- **WHAT TO DO**
Copy out all lines that carry the word "styles".

-------------------------

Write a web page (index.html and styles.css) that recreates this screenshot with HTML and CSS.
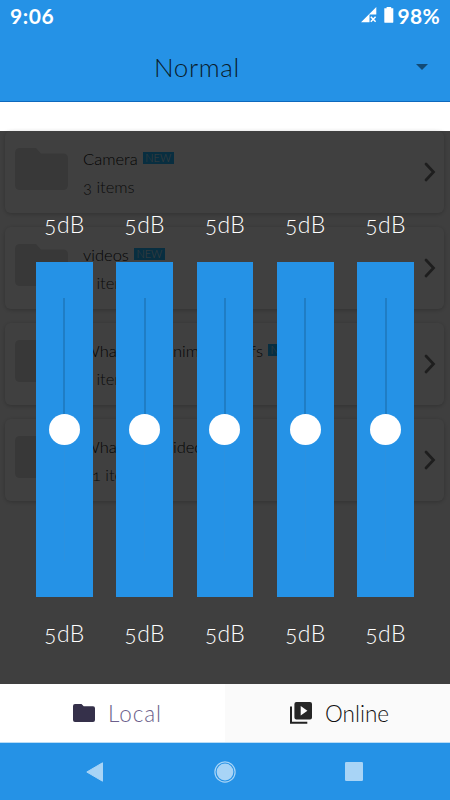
FILE: index.html
```html
<!DOCTYPE html>
<html lang="en">
<head>
  <meta charset="UTF-8">
  <title>Equalizer</title>
  <link rel="stylesheet" href="styles.css">
</head>
<body>
  <div class="screen">
    <header class="header">
      <div class="status-bar">
        <span class="clock">9:06</span>
        <svg class="signal" width="16" height="16" viewBox="0 0 16 16">
          <path d="M0 15.3L15.3 0V7.5H8.5V15.3Z" fill="#fff"/>
          <path d="M9.8 9.7L14.6 14.7M14.6 9.7L9.8 14.7" stroke="#fff" stroke-width="1.5"/>
        </svg>
        <svg class="battery" width="10" height="16" viewBox="0 0 10 16">
          <path d="M2.6 0H7.2V1.3H9.3V14.9Q9.3 15.8 8.4 15.8H1.2Q.3 15.8 .3 14.9V1.3H2.6Z" fill="#fff"/>
        </svg>
        <span class="percent">98%</span>
      </div>
      <div class="preset">
        <span class="preset-name">Normal</span>
        <span class="arrow-down"></span>
      </div>
    </header>

    <div class="strip"></div>

    <main class="content">
      <div class="folder-list">
        <div class="card">
          <svg class="folder" width="53" height="43" viewBox="0 0 53 43"><path d="M5 0H21L26 5.5H48Q53 5.5 53 10.5V37Q53 42 48 42H5Q0 42 0 37V5Q0 0 5 0Z"/></svg>
          <div class="info">
            <div class="title"><span class="name">Camera</span><span class="badge">NEW</span></div>
            <div class="count">3 items</div>
          </div>
          <svg class="chevron" width="12" height="20" viewBox="0 0 12 20"><path d="M2 2L9.5 10L2 18"/></svg>
        </div>
        <div class="card">
          <svg class="folder" width="53" height="43" viewBox="0 0 53 43"><path d="M5 0H21L26 5.5H48Q53 5.5 53 10.5V37Q53 42 48 42H5Q0 42 0 37V5Q0 0 5 0Z"/></svg>
          <div class="info">
            <div class="title"><span class="name">videos</span><span class="badge">NEW</span></div>
            <div class="count">1 items</div>
          </div>
          <svg class="chevron" width="12" height="20" viewBox="0 0 12 20"><path d="M2 2L9.5 10L2 18"/></svg>
        </div>
        <div class="card">
          <svg class="folder" width="53" height="43" viewBox="0 0 53 43"><path d="M5 0H21L26 5.5H48Q53 5.5 53 10.5V37Q53 42 48 42H5Q0 42 0 37V5Q0 0 5 0Z"/></svg>
          <div class="info">
            <div class="title"><span class="name">WhatsApp Animated Gifs</span><span class="badge">NEW</span></div>
            <div class="count">1 items</div>
          </div>
          <svg class="chevron" width="12" height="20" viewBox="0 0 12 20"><path d="M2 2L9.5 10L2 18"/></svg>
        </div>
        <div class="card">
          <svg class="folder" width="53" height="43" viewBox="0 0 53 43"><path d="M5 0H21L26 5.5H48Q53 5.5 53 10.5V37Q53 42 48 42H5Q0 42 0 37V5Q0 0 5 0Z"/></svg>
          <div class="info">
            <div class="title"><span class="name">WhatsApp Video</span><span class="badge">NEW</span></div>
            <div class="count">11 items</div>
          </div>
          <svg class="chevron" width="12" height="20" viewBox="0 0 12 20"><path d="M2 2L9.5 10L2 18"/></svg>
        </div>
      </div>

      <!-- equalizer over the folder list -->
      <div class="equalizer">
        <div class="band">
          <span class="db">5dB</span>
          <div class="slider"><div class="track"></div><div class="knob"></div><div class="track-low"></div></div>
          <span class="db">5dB</span>
        </div>
        <div class="band">
          <span class="db">5dB</span>
          <div class="slider"><div class="track"></div><div class="knob"></div><div class="track-low"></div></div>
          <span class="db">5dB</span>
        </div>
        <div class="band">
          <span class="db">5dB</span>
          <div class="slider"><div class="track"></div><div class="knob"></div><div class="track-low"></div></div>
          <span class="db">5dB</span>
        </div>
        <div class="band">
          <span class="db">5dB</span>
          <div class="slider"><div class="track"></div><div class="knob"></div><div class="track-low"></div></div>
          <span class="db">5dB</span>
        </div>
        <div class="band">
          <span class="db">5dB</span>
          <div class="slider"><div class="track"></div><div class="knob"></div><div class="track-low"></div></div>
          <span class="db">5dB</span>
        </div>
      </div>
    </main>

    <div class="tabs">
      <div class="tab tab-local">
        <svg width="22" height="18" viewBox="0 0 22 18"><path d="M2 0H8.5L10.7 2.2H20Q22 2.2 22 4.2V16Q22 18 20 18H2Q0 18 0 16V2Q0 0 2 0Z" fill="#35304a"/></svg>
        <span>Local</span>
      </div>
      <div class="tab tab-online">
        <svg width="22" height="22" viewBox="0 0 22 22">
          <path d="M1 4.5V20.8H17.3" fill="none" stroke="#222" stroke-width="2"/>
          <path d="M6.4 0H20Q22 0 22 2V15.4Q22 17.4 20 17.4H6.4Q4.4 17.4 4.4 15.4V2Q4.4 0 6.4 0ZM10.7 3.9V13.6L17.4 8.7Z" fill="#262626" fill-rule="evenodd"/>
        </svg>
        <span>Online</span>
      </div>
    </div>

    <nav class="nav-bar">
      <svg width="18" height="20" viewBox="0 0 18 20"><path d="M16.5 .8V19.2L.8 10Z" fill="#a8d4f6" stroke="#a8d4f6" stroke-linejoin="round"/></svg>
      <svg width="22" height="22" viewBox="0 0 22 22"><circle cx="11" cy="11" r="10.1" fill="none" stroke="#a8d4f6" stroke-width="1.2"/><circle cx="11" cy="11" r="8.4" fill="#a8d4f6"/></svg>
      <svg width="18" height="19" viewBox="0 0 18 19"><rect width="18" height="19" rx="1.3" fill="#a8d4f6"/></svg>
    </nav>
  </div>
</body>
</html>
```

FILE: styles.css
```css
* {
  box-sizing: border-box;
}

body {
  margin: 0;
  font-family: Lato, "Open Sans", sans-serif;
  font-weight: 300;
  font-variant-numeric: oldstyle-nums;
}

.screen {
  width: 450px;
  height: 800px;
  display: flex;
  flex-direction: column;
  overflow: hidden;
  background: #fff;
}

.header {
  height: 102px;
  background: #2592e6;
  border-bottom: 1px solid #0e69bd;
}

.status-bar {
  height: 32px;
  padding: 0 10px;
  display: flex;
  align-items: center;
  color: #fff;
  font-size: 21px;
  font-weight: 700;
  font-variant-numeric: lining-nums;
}

.clock {
  margin-right: auto;
  margin-bottom: 2px;
  letter-spacing: 0.6px;
}

.signal {
  margin: 0 7px 2px 0;
}

.battery {
  margin: 0 4px 3px 0;
}

.percent {
  margin-bottom: 2px;
  letter-spacing: 0.3px;
}

.preset {
  height: 69px;
  padding: 1px 22px 0 154px;
  display: flex;
  align-items: center;
  justify-content: space-between;
}

.preset-name {
  font-size: 26px;
  color: #0a1c2c;
  letter-spacing: 0.6px;
}

.arrow-down {
  border: 6px solid transparent;
  border-top-color: #124a75;
  border-bottom: 0;
}

.strip {
  height: 29px;
}

.content {
  position: relative;
  height: 553px;
  background: #fafafa;
}

.folder-list {
  padding: 0 6px 0 5px;
  display: flex;
  flex-direction: column;
  gap: 14px;
}

.card {
  height: 82px;
  padding: 0 8px 0 10px;
  display: flex;
  align-items: center;
  background: #fff;
  border-radius: 6px;
  box-shadow: 0 1px 4px rgba(0,0,0,0.22);
}

.folder {
  fill: #dedede;
  margin-bottom: 6px;
}

.info {
  flex: 1;
  margin-left: 15px;
  padding-top: 2px;
  font-size: 16.5px;
}

.title {
  display: flex;
  align-items: center;
  height: 29px;
  color: #111;
}

.badge {
  width: 31px;
  height: 12px;
  margin: 0 0 2px 5px;
  background: #20b8ff;
  color: #f0f0f0;
  font-size: 11px;
  line-height: 12px;
  text-align: center;
}

.count {
  height: 29px;
  line-height: 29px;
  color: #333;
}

.chevron {
  fill: none;
  stroke: #777;
  stroke-width: 2.8;
  stroke-linecap: round;
}

.equalizer {
  position: absolute;
  inset: 0;
  display: flex;
  gap: 23.5px;
  padding: 77px 36px 0;
  background: rgba(0,0,0,0.75);
}

.band {
  flex: 1;
  display: flex;
  flex-direction: column;
  align-items: center;
}

.db {
  height: 32px;
  line-height: 32px;
  font-size: 23px;
  letter-spacing: 0.4px;
  color: #fff;
}

.slider {
  width: 100%;
  height: 335px;
  margin: 22px 0 20px;
  padding-top: 36px;
  display: flex;
  flex-direction: column;
  align-items: center;
  background: #2592e6;
}

.track {
  width: 2px;
  height: 115.5px;
  background: #1f7dc5;
}

.knob {
  width: 31px;
  height: 31px;
  border-radius: 50%;
  background: #fff;
}

.track-low {
  width: 1px;
  height: 116px;
  background: #2b91e0;
}

.tabs {
  height: 59px;
  display: flex;
  border-bottom: 1px solid #b9dcf6;
}

.tab {
  width: 50%;
  display: flex;
  align-items: center;
  font-size: 22.5px;
}

.tab-local {
  padding-left: 73px;
  gap: 13px;
  color: #6c5f8c;
  letter-spacing: 0.9px;
}

.tab-online {
  padding-left: 65px;
  gap: 13px;
  background: #fafafa;
  color: #111;
}

.nav-bar {
  flex: 1;
  display: flex;
  align-items: center;
  justify-content: space-between;
  padding: 0 87px 0 86px;
  background: #2592e6;
}
```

-------------------------

- **OUTPUT OF THE TASK**
Write a web page (index.html and styles.css) that recreates this screenshot with HTML and CSS.
  <link rel="stylesheet" href="styles.css">
FILE: styles.css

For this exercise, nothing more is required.